Bernard Means, Ph.D., a teaching associate professor of anthropology in the School of World Studies in the College of Humanities and Sciences, directs the Virtual Curation Laboratory, where he and his students create 3D digital models of historical, archaeological and paleontological objects. The lab is a maze of unique pieces, from re-created archaeological findings to a copy of a human-sized mastodon tusk.
For one ongoing project, the team has 3D-scanned and replicated mastodon fossils, some of which belonged to Benjamin Franklin and others that were excavated by 18th-century naturalist and painter Charles Willson Peale. The Peale, a historic museum in Baltimore, will display the fossils in an accessible exhibit for individuals who are blind or have vision impairment.
Means was approached by a curator who works with the museum to develop an exhibit around the “Founding Monsters” comic, which the lab published in 2021. The comic, the lab’s first, tells the story of the nation’s Founding Fathers and their obsession with prehistoric megafauna such as mastodons, an obsession Peale shared.
The exhibit, which is slated to open in May, will have a strong tactile component, with items replicated through 3D printing as well as audio elements. Sculptures based on scenes in the comic were created for the exhibit by Anna Carter, a senior anthropology major in the School of World Studies, and then 3D-scanned and printed.
To supplement the exhibit, Means and graphic artist Maggie Colangelo, who received bachelor’s degrees in communication arts and environmental studies from VCU in 2022, collaborated on a new comic book, “The Mouse in the Museum,” which details the history of the original Peale museum in Philadelphia and many of its artifacts.
“Comics are incredibly accessible,” said Colangelo, describing comics as easy to read, easy to digest and available for a wide audience. “They’re useful in that children are more likely to want to read them.”
Colangelo and Means have now created five comics together, all of which were created with the idea of fitting into a teacher’s classroom curriculum. All of the comics are available to download online.
In “Founding Monsters,” their first comic, “we make sure the Revolutionary War is mentioned, and we make sure that George Washington, Thomas Jefferson and Ben Franklin are in there,” Means said. “It’s a way of making the information that’s more accessible than a lot of the more scholarly resources.”
When Colangelo illustrated their newest 14-page comic, she drew on real-life references to shape the story. Even the titular mouse is inspired by a piece of Peale’s original collection, which exhibited a mouse skeleton alongside a mastodon skeleton, the museum’s pride and joy, for scale.
“It was sort of a joke but also to contrast the size,” Colangelo said. “I thought it would be good to have a mouse’s perspective on the museum.”
The story follows a mouse residing in The Peale. She descends from a long line of museum mice, including a great-grandmother who lived in the Philadelphia home of Peale, an artist and collector who transformed his personal gallery into a public museum. A sister museum was established in 1814 in Baltimore by Peale’s son, Rembrandt Peale, and is today known as The Peale.

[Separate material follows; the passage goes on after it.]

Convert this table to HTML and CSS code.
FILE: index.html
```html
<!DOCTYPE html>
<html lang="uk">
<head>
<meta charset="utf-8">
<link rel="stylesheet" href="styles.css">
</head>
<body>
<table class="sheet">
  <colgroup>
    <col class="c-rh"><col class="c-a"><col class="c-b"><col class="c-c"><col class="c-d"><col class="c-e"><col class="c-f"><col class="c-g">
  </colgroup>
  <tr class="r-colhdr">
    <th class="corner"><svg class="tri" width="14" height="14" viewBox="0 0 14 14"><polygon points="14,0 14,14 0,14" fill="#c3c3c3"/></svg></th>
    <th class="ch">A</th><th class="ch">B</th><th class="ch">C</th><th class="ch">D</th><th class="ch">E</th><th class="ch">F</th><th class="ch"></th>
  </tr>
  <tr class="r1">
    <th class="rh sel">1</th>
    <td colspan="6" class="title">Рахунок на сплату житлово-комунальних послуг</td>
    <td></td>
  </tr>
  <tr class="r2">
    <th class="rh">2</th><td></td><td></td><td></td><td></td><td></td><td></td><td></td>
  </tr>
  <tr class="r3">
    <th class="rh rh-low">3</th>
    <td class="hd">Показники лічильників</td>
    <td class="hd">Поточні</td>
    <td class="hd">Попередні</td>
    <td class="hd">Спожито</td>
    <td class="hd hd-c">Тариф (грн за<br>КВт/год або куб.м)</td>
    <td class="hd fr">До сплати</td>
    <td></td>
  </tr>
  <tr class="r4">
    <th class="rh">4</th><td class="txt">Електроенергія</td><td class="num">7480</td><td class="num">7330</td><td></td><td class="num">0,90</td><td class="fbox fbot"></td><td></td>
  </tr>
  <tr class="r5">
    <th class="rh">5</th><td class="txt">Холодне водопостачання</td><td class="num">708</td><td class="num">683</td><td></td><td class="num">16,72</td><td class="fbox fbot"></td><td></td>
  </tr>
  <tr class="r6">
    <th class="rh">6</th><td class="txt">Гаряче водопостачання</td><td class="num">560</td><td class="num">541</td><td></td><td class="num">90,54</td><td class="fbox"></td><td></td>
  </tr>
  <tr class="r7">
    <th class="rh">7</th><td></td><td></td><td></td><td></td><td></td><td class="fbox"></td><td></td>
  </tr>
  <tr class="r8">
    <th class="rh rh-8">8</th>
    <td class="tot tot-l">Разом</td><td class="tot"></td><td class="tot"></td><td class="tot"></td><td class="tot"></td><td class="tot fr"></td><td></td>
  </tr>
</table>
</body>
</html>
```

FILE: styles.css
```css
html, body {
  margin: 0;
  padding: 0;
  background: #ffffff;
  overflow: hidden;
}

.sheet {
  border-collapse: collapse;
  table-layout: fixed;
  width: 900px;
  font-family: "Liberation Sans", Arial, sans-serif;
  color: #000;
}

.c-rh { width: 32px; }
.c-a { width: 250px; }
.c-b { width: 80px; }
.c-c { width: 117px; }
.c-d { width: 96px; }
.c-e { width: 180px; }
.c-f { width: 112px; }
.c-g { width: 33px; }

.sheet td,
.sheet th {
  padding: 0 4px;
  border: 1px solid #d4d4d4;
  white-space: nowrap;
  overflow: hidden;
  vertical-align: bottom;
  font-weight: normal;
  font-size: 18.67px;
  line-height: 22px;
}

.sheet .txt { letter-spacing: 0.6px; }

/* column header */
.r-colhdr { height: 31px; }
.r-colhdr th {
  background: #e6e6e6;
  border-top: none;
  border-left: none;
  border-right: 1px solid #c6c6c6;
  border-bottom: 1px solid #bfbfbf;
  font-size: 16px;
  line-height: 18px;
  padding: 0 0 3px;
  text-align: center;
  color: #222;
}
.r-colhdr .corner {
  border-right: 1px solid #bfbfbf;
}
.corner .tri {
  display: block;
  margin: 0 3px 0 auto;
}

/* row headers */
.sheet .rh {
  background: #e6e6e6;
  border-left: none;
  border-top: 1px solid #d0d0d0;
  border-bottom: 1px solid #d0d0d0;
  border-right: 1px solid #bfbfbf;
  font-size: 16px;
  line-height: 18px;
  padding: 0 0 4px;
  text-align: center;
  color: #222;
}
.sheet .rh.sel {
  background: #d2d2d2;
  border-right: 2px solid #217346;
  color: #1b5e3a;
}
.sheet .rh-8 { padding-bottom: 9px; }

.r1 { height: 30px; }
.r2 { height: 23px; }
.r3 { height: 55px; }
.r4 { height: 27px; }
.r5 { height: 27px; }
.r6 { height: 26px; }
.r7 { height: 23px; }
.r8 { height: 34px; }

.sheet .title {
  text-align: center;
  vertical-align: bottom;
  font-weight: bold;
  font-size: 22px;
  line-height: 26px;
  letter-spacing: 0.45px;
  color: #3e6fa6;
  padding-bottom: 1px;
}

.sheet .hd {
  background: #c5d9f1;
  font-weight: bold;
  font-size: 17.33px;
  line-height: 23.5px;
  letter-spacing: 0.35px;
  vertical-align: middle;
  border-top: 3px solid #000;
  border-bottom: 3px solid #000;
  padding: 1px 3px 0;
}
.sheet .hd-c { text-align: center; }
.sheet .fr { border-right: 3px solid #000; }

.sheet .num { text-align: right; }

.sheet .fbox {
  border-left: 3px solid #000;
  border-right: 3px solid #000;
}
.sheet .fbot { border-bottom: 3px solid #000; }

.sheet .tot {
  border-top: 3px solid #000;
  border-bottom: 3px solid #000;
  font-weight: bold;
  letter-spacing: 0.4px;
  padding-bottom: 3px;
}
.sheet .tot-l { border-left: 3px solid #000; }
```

Subtle hints to the Philadelphia museum’s history are included on every page. In one panel, a bear takes a swipe at a cringing monkey; in real life, a monkey housed in Peale’s collection lost an arm to a bear. Two bears were kept in the collection – but after one made a breakout attempt and got into the house, Peale had both taxidermied and put back on display.
For Colangelo, including those details can be one of the most fun parts of her work.
“For anybody who knows that part, and it’s not an unknown part for people to study, we’ll be able to point that out in the guide,” she said.
For these nods to historical events, the research is extensive. On the page where the bear breaks into the house, several Peale family members can be seen standing around, wondering what to do, which required Colangelo to cross-reference the year the bear broke into the house with the years of birth for Peale’s numerous kids.
“He had three wives and a lot of children,” she said. “So I had to go through and be like, ‘OK, who was alive at this point? Who was the baby right now? Who was there?’”
The attention to detail extends to the clothing worn by people featured in the comic, the architecture of the buildings and the animals in Peale’s menagerie.
“We try to make sure that the research is correct,” Means said. “So even though it’s a mouse telling the story, it’s all based on real things.”